Basics of Forex Trading
Forex trading is one of the most popular investment options out there. The term “forex” stands for “foreign exchange.” Basically, investors engage in forex trading by buying and selling currencies from around the world. Before the 1970s, exchange rates were based on a fixed system called the Bretton Woods System. During the 1970s, however, countries started to switch to the modern foreign exchange market, which featured floating exchange rates determined by various economic factors such as inflation levels and trends, as well as government budget deficits or surpluses. The economic growth and health of a country also affect the forex market. This is determined through reports of GDP (gross domestic product), retail sales, employment levels, and other factors.
Today, the foreign exchange market is one of the world’s most expansive, liquid, and active financial markets. Before you make any investment, read on to learn about the basics of forex trading.
How forex trading works
At first glance, the forex exchange market can seem rather complicated and intimidating. With a little research and some experience though, you can easily use forex trading to your advantage for some great investment options and turnover rates. Perhaps the most important thing to understand about the foreign exchange market is that it has various levels of access as a means of regulating the market.

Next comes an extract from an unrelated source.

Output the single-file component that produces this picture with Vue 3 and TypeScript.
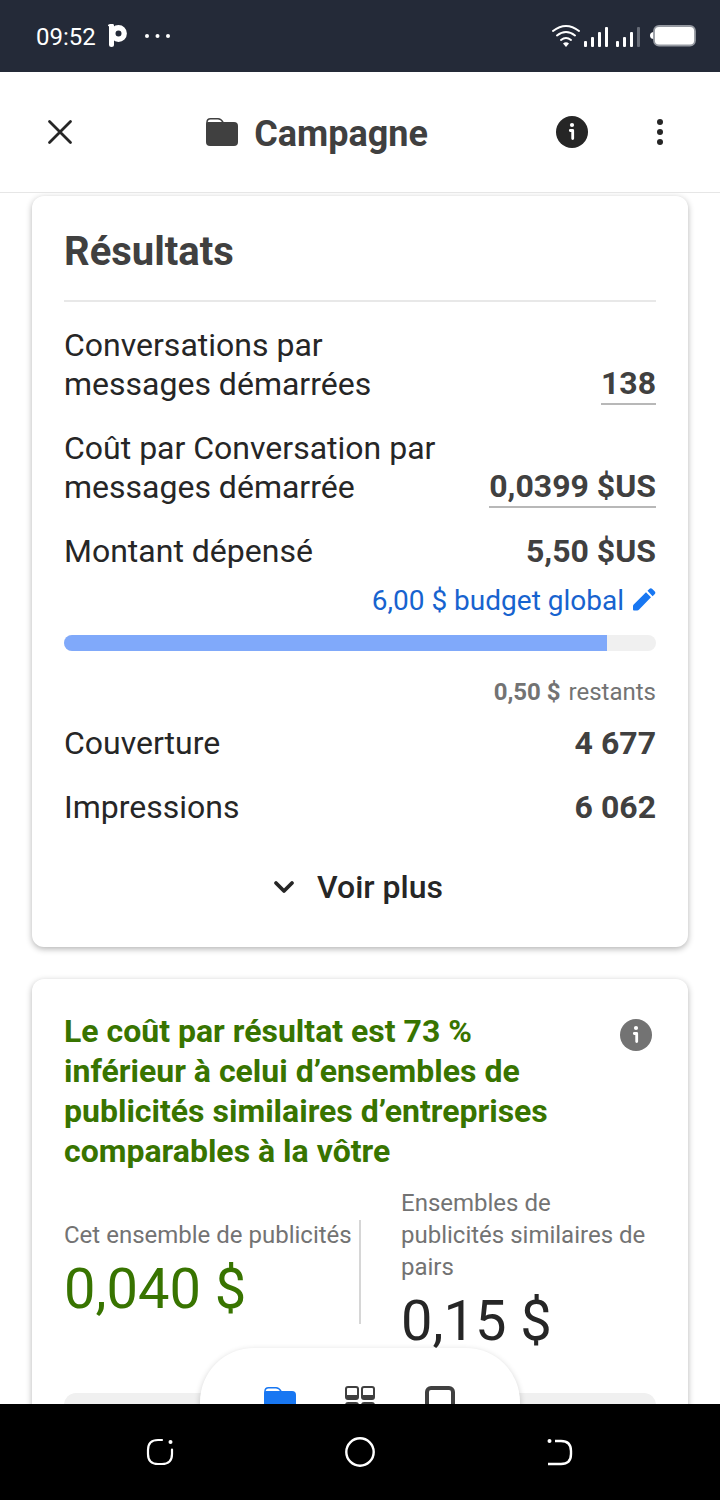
<script setup lang="ts">
import { computed, ref } from 'vue'

interface Metric {
  label: string
  value: string
  linked?: boolean
}

const delivery: Metric[] = [
  { label: 'Conversations par messages démarrées', value: '138', linked: true },
  { label: 'Coût par Conversation par messages démarrée', value: '0,0399 $US', linked: true },
  { label: 'Montant dépensé', value: '5,50 $US' },
]

const audience: Metric[] = [
  { label: 'Couverture', value: '4 677' },
  { label: 'Impressions', value: '6 062' },
]

const spent = ref(5.5)
const budget = ref(6)
const spentWidth = computed(() => `${(spent.value / budget.value) * 100}%`)
</script>

<template>
  <div class="screen">
    <div class="status">
      <div class="status-side">
        <span class="clock">09:52</span>
        <svg class="app-mark" width="20" height="24" viewBox="0 0 20 24" aria-hidden="true">
          <path d="M0 1.500C2.500 .5 4 1 5 2" fill="none" stroke="#fff" stroke-width="1.500" />
          <path d="M3.500 2v18.500" stroke="#fff" stroke-width="5" stroke-linecap="round" />
          <circle cx="10.500" cy="9.500" r="5.700" fill="none" stroke="#fff" stroke-width="5.400" />
        </svg>
        <svg class="more" width="26" height="4" viewBox="0 0 26 4" fill="#fff" aria-hidden="true">
          <circle cx="2" cy="2" r="2" /><circle cx="12.500" cy="2" r="2" /><circle cx="23" cy="2" r="2" />
        </svg>
      </div>
      <svg width="146" height="24" viewBox="0 0 146 24" fill="none" aria-hidden="true">
        <g stroke="#fff" stroke-width="2" stroke-linecap="round">
          <path d="M2 7Q15-3 28 7" />
          <path d="M6 11.500Q15 4.500 24 11.500" />
          <path d="M10 16Q15 12 20 16" />
        </g>
        <path d="M12 19.500Q15 17 18 19.500L15 23Z" fill="#fff" />
        <g fill="#fff">
          <rect x="33" y="17" width="3" height="6" rx="1" />
          <rect x="40" y="13" width="3" height="10" rx="1" />
          <rect x="47" y="8" width="3" height="15" rx="1" />
          <rect x="54" y="3" width="3" height="20" rx="1" />
          <rect x="65" y="17" width="3" height="6" rx="1" />
          <rect x="72" y="13" width="3" height="10" rx="1" />
          <rect x="79" y="8" width="3" height="15" rx="1" />
        </g>
        <rect x="86" y="3" width="3" height="20" rx="1" fill="#666b76" />
        <path d="M103 8q-4 0-4 3.500t4 3.500z" fill="#fff" />
        <rect x="103" y="2" width="41" height="19.500" rx="5" fill="#fff" stroke="#9599a1" stroke-width="1.800" />
      </svg>
    </div>

    <header class="header">
      <button class="icon-btn" type="button" aria-label="Fermer">
        <svg width="26" height="26" viewBox="0 0 26 26"><path d="M2.500 2.500l21 21M23.500 2.500l-21 21" stroke="#262626" stroke-width="2.800" stroke-linecap="round" /></svg>
      </button>
      <h1 class="title">
        <svg width="32" height="32" viewBox="0 0 32 32" aria-hidden="true">
          <path d="M1 8V6a3.500 3.500 0 0 1 3.500-3.300H12q3 0 5 3.500" fill="none" stroke="#404040" stroke-width="1.500" />
          <path d="M0 8q0-2 2-2h26q4 0 4 4v16q0 4-4 4H4q-4 0-4-4z" fill="#404040" />
        </svg>
        <span class="title-text">Campagne</span>
      </h1>
      <div class="actions">
        <button class="icon-btn" type="button" aria-label="Informations">
          <svg width="32" height="32" viewBox="0 0 32 32">
            <circle cx="16" cy="16" r="16" fill="#262626" />
            <circle cx="16" cy="9" r="2.100" fill="#fff" />
            <path d="M14.300 14.500h2.400v8" fill="none" stroke="#fff" stroke-width="2.800" stroke-linecap="round" stroke-linejoin="round" />
          </svg>
        </button>
        <button class="icon-btn" type="button" aria-label="Plus d’options">
          <svg width="8" height="28" viewBox="0 0 8 28" fill="#262626">
            <circle cx="4" cy="4" r="3" /><circle cx="4" cy="14" r="3" /><circle cx="4" cy="24" r="3" />
          </svg>
        </button>
      </div>
    </header>

    <main class="content">
      <section class="card results">
        <h2 class="card-title">Résultats</h2>
        <dl class="metrics">
          <div v-for="m in delivery" :key="m.label" class="metric">
            <dt>{{ m.label }}</dt>
            <dd :class="{ linked: m.linked }">{{ m.value }}</dd>
          </div>
        </dl>
        <div class="budget">
          <a class="budget-link" href="#budget">
            6,00 $ budget global
            <svg width="24" height="28" viewBox="0 0 24 28" fill="#1877f2" aria-hidden="true">
              <path d="M1 23.500v-4.200q0-1 .7-1.700L14 5.200l5 5L6.900 22.800q-.7.700-1.700.700H2q-1 0-1-1z" />
              <path d="M15.500 3.700l1.800-1.800q1.500-1.500 3 0l2.300 2.300q1.500 1.500 0 3l-2 2z" />
            </svg>
          </a>
          <div class="track" role="progressbar" aria-label="Budget dépensé" :aria-valuenow="spent" aria-valuemin="0" :aria-valuemax="budget">
            <div class="fill" :style="{ width: spentWidth }"></div>
          </div>
          <p class="remaining"><strong>0,50 $</strong><span>restants</span></p>
        </div>
        <dl class="metrics">
          <div v-for="m in audience" :key="m.label" class="metric">
            <dt>{{ m.label }}</dt>
            <dd>{{ m.value }}</dd>
          </div>
        </dl>
        <button class="show-more" type="button">
          <svg width="22" height="14" viewBox="0 0 22 14" fill="none" aria-hidden="true"><path d="M3 3l8 8 8-8" stroke="#262626" stroke-width="3.800" stroke-linecap="round" stroke-linejoin="round" /></svg>
          <span>Voir plus</span>
        </button>
      </section>

      <section class="card insight">
        <div class="insight-head">
          <h2 class="insight-title">Le coût par résultat est 73 % inférieur à celui d’ensembles de publicités similaires d’entreprises comparables à la vôtre</h2>
          <button class="icon-btn" type="button" aria-label="À propos de cette comparaison">
            <svg width="32" height="32" viewBox="0 0 32 32">
              <circle cx="16" cy="16" r="16" fill="#737373" />
              <circle cx="16" cy="9" r="2.100" fill="#fff" />
              <path d="M14.300 14.500h2.400v8" fill="none" stroke="#fff" stroke-width="2.800" stroke-linecap="round" stroke-linejoin="round" />
            </svg>
          </button>
        </div>
        <div class="compare">
          <div>
            <p class="compare-label">Cet ensemble de publicités</p>
            <p class="compare-value good">0,040 $</p>
          </div>
          <div class="divider"></div>
          <div class="peers">
            <p class="compare-label">Ensembles de publicités similaires de pairs</p>
            <p class="compare-value">0,15 $</p>
          </div>
        </div>
        <div class="panel"></div>
      </section>

      <nav class="tabs" aria-label="Niveaux">
        <button class="icon-btn" type="button" aria-label="Campagne">
          <svg width="32" height="32" viewBox="0 0 32 32">
            <path d="M1 7V5a3.500 3.500 0 0 1 3.500-3.300H12q3 0 5 3.500" fill="none" stroke="#1877f2" stroke-width="1.500" />
            <path d="M0 7q0-2 2-2h26q4 0 4 4v17q0 4-4 4H4q-4 0-4-4z" fill="#1877f2" />
          </svg>
        </button>
        <button class="icon-btn" type="button" aria-label="Ensembles de publicités">
          <svg width="32" height="32" viewBox="0 0 32 32">
            <g fill="#404040">
              <rect x="1" width="14" height="14" rx="3" /><rect x="17" width="14" height="14" rx="3" />
              <rect x="1" y="16" width="14" height="14" rx="3" /><rect x="17" y="16" width="14" height="14" rx="3" />
            </g>
            <g fill="#fff">
              <path d="M3 3q0-1 1-1h8q1 0 1 1v6H3zM19 3q0-1 1-1h8q1 0 1 1v6H19z" />
              <path d="M3 19q0-1 1-1h8q1 0 1 1v6H3zM19 19q0-1 1-1h8q1 0 1 1v6H19z" />
            </g>
          </svg>
        </button>
        <button class="icon-btn" type="button" aria-label="Publicités">
          <svg width="32" height="32" viewBox="0 0 32 32"><rect x="3" y="2" width="26" height="26" rx="4" fill="none" stroke="#404040" stroke-width="4" /></svg>
        </button>
      </nav>
    </main>

    <nav class="system-nav" aria-label="Système">
      <button type="button" aria-label="Applications récentes">
        <svg width="32" height="32" viewBox="0 0 32 32" fill="none" stroke="#fff" stroke-width="2.200" stroke-linecap="round">
          <path d="M18 4h-4Q4 4 4 14v4q0 10 10 10h4q10 0 10-10v-4.500" />
          <circle cx="26.500" cy="6" r="2" fill="#fff" stroke="none" />
        </svg>
      </button>
      <button type="button" aria-label="Accueil">
        <svg width="32" height="32" viewBox="0 0 32 32"><circle cx="16" cy="16" r="13.700" fill="none" stroke="#fff" stroke-width="2.400" /></svg>
      </button>
      <button type="button" aria-label="Retour">
        <svg width="32" height="32" viewBox="0 0 32 32" fill="none" stroke="#fff" stroke-width="2.400">
          <path d="M11 5h6q10 0 10 10v3q0 10-10 10H4" />
          <circle cx="5.500" cy="5" r="2" fill="#fff" stroke="none" />
        </svg>
      </button>
    </nav>
  </div>
</template>

<style>
body {
  margin: 0;
  background: #fff;
}
</style>

<style scoped>
.screen {
  display: flex;
  flex-direction: column;
  height: 100vh;
  background: #fff;
  color: #262626;
  font-family: Roboto, "Liberation Sans", sans-serif;
  font-size: 32px;
}
h1, h2, p, dl, dd {
  margin: 0;
}
svg {
  display: block;
  flex: none;
}
button {
  border: 0;
  padding: 0;
  background: none;
  color: inherit;
  font: inherit;
  cursor: pointer;
}
.status {
  display: flex;
  flex: none;
  align-items: center;
  justify-content: space-between;
  box-sizing: border-box;
  height: 72px;
  padding: 0 23px 0 36px;
  background: #242a38;
  color: #fff;
}
.status-side {
  display: flex;
  align-items: center;
}
.clock {
  padding-top: 2px;
  font-size: 24px;
  line-height: 32px;
}
.app-mark {
  margin-left: 12px;
}
.more {
  margin-left: 17px;
}
.header {
  display: flex;
  flex: none;
  align-items: center;
  height: 120px;
  padding: 0 40px;
  border-bottom: 1px solid #e6e6e6;
}
.icon-btn {
  display: flex;
  flex: none;
  align-items: center;
  justify-content: center;
  width: 40px;
  height: 40px;
}
.title {
  display: flex;
  flex: 1;
  align-items: center;
  justify-content: center;
  gap: 16px;
  padding-left: 2px;
  color: #404040;
  font-size: 36px;
  font-weight: 700;
  line-height: 44px;
}
.title-text {
  padding-top: 4px;
}
.actions {
  display: flex;
  gap: 48px;
}
.content {
  position: relative;
  display: flex;
  flex: 1;
  flex-direction: column;
  gap: 32px;
  min-height: 0;
  padding: 3px 32px 0;
  overflow: hidden;
}
.card {
  flex: none;
  padding: 32px;
  border-radius: 12px;
  background: #fff;
  box-shadow: 0 2px 6px rgba(0, 0, 0, 0.3);
}
.results {
  padding-bottom: 28px;
}
.card-title {
  padding-bottom: 24px;
  border-bottom: 2px solid #e8e8e8;
  color: #404040;
  font-size: 40px;
  font-weight: 700;
  line-height: 48px;
}
.metrics {
  display: flex;
  flex-direction: column;
  gap: 25px;
}
.card-title + .metrics {
  padding-top: 24px;
}
.metric {
  display: flex;
  align-items: flex-end;
  justify-content: space-between;
  gap: 24px;
  line-height: 39px;
}
.metric dt {
  max-width: 392px;
}
.metric dd {
  flex: none;
  color: #404040;
  font-weight: 700;
}
.metric .linked {
  margin-bottom: -1px;
  border-bottom: 2px solid #b8b8b8;
}
.budget {
  display: flex;
  flex-direction: column;
  padding: 12px 0 16px;
}
.budget-link {
  display: flex;
  align-items: center;
  align-self: flex-end;
  gap: 8px;
  color: #1763cf;
  font-size: 28px;
  line-height: 36px;
  text-decoration: none;
}
.track {
  height: 16px;
  margin: 16px 0 25px;
  border-radius: 8px;
  background: #f0f0f0;
  overflow: hidden;
}
.fill {
  height: 100%;
  background: #80a9fa;
}
.remaining {
  display: flex;
  justify-content: flex-end;
  gap: 8px;
  color: #737373;
  font-size: 24px;
  line-height: 32px;
}
.show-more {
  display: flex;
  align-items: center;
  justify-content: center;
  gap: 22px;
  width: 100%;
  height: 64px;
  margin-top: 28px;
  padding-right: 4px;
  font-weight: 500;
}
.insight-head {
  display: flex;
  align-items: flex-start;
  justify-content: space-between;
}
.insight-title {
  max-width: 520px;
  color: #387400;
  font-size: 32px;
  font-weight: 700;
  line-height: 40px;
}
.insight-head .icon-btn {
  margin-top: 4px;
}
.compare {
  display: grid;
  grid-template-columns: 1fr 2px 1fr;
  align-items: center;
  margin-top: 16px;
}
.divider {
  height: 104px;
  background: #d6d6d6;
}
.peers {
  padding-left: 40px;
}
.compare-label {
  color: #737373;
  font-size: 24px;
  line-height: 32px;
}
.compare-value {
  padding-top: 2px;
  font-size: 56px;
  line-height: 72px;
}
.good {
  color: #387400;
}
.panel {
  height: 96px;
  margin-top: 36px;
  border-radius: 12px;
  background: #f0f0f0;
}
.tabs {
  position: absolute;
  bottom: -52px;
  left: 50%;
  display: flex;
  align-items: center;
  justify-content: center;
  gap: 40px;
  width: 320px;
  height: 108px;
  border-radius: 56px;
  background: #fff;
  box-shadow: 0 2px 6px rgba(0, 0, 0, 0.2);
  transform: translateX(-50%);
}
.system-nav {
  display: flex;
  flex: none;
  align-items: center;
  box-sizing: border-box;
  height: 96px;
  padding: 0 60px;
  background: #000;
}
.system-nav button {
  display: flex;
  flex: 1;
  justify-content: center;
}
</style>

Access to the foreign exchange market is divided depending on the amount of money that is being traded. At the top level of the market are the large investment banking firms, which account for over 50% of the market transactions. The next tier is composed of smaller investment banks. After these banks are the multi-national corporations, followed by hedge funds and smaller institutional investors. More recently, smaller investment groups have been gaining ground, and thus play a more important role in the foreign exchange. Individual retail traders can also participate in the market, but they can only do so through banks or foreign exchange brokers.
Another important aspect to understand about forex trading is that the exchange rate is not fixed across different traders. Exchange rates normally vary depending on the place where you trade your currencies, although the rates do stay relatively close. The primary benchmark for exchange rates are the large trading centers. Perhaps the largest trading market is London, followed by some of the other major trade centers such as Tokyo, New York, Hong Kong, and Singapore. Because the foreign exchange market is an interbank market, it runs 24 hours a day, except on weekends.
There are many aspects of the foreign exchange market that make it an attractive market for investors. First, the market is open for trade around-the-clock, making it easy to trade at any time–except on weekends, when the market is closed from Friday afternoon to Sunday evening EST.
Another advantage is that there are fewer fees involved in forex trading. Instead of charging commission, government, brokerage, or any other types of fees, the only transaction cost you will have to pay is the spread, or the difference in value between the two currencies being traded.
Third, the forex trading market is extremely liquid, and this allows you to buy and sell currencies at any time.
Finally, the forex market gives you lots of leverage, sometimes allowing you to buy at a ratio of 50:1, meaning you can control trades of up to $100,000 with a capital of $2,000.
Concepts in forex trading
Like any other type of exchange market out there, the foreign exchange market involves a lot of terminology, jargon, and concepts. It’s important for all traders to familiarize themselves with these terms and concepts before getting into forex trading. Here are some of the terms and concepts that you are likely to come across while trading in the foreign exchange market:
* Spread – The spread is basically the difference in value between the currency being bought and the currency being sold.
* Spot trade – A spot trade or transaction is a type of trade that is based on a direct exchange between two currencies. Spot trades are normally cash-based and settled within two days, making it the fastest and easiest type of trade in the forex market.
* Forward trade – Forward trades are based on contracts, which are agreed upon by both trading parties. No money is exchanged until a future date is settled by the involved parties. The currencies are only traded once the contract has reached the agreed-upon dates.
* Futures trades – Futures are similar to forward trades. A futures contract usually involves a fixed, standard contract size and maturity date. Also, interest is normally included in the futures contract.
* Swap transactions – In a swap transaction, two parties exchange currencies for a period of time agreed upon by the two traders. At the end of the contract period, the traders swap the currencies again, gaining or losing money depending on the changes in currency values.
* Options – Foreign exchange options allow owners to exchange one type of currency for another type of currency at an agreed date and exchange rate.
Reminders on forex trading
For those who are looking to get into forex trading, the most important thing to remember is to never trade unless you have a good understanding of what the market is all about, how it works, and how to take advantage of the transactions that are available to you. If you are unsure about how to trade currencies, you may want to get the help of a broker, bank, or financial expert who can give you sound information and advice.
Learn about the different strategies involved in forex trading, so you can ensure the safety and success of your investments. Also, make sure not to get carried away while trading in the foreign exchange market. It’s easy to get carried away and invest too much money into the forex, which is why investors should always be rational about the decisions they make, specially the amount of money that they invest in the market.
Invest your money wisely, and the foreign exchange market can reap you great profits. Getting careless, though, can easily lead to large losses.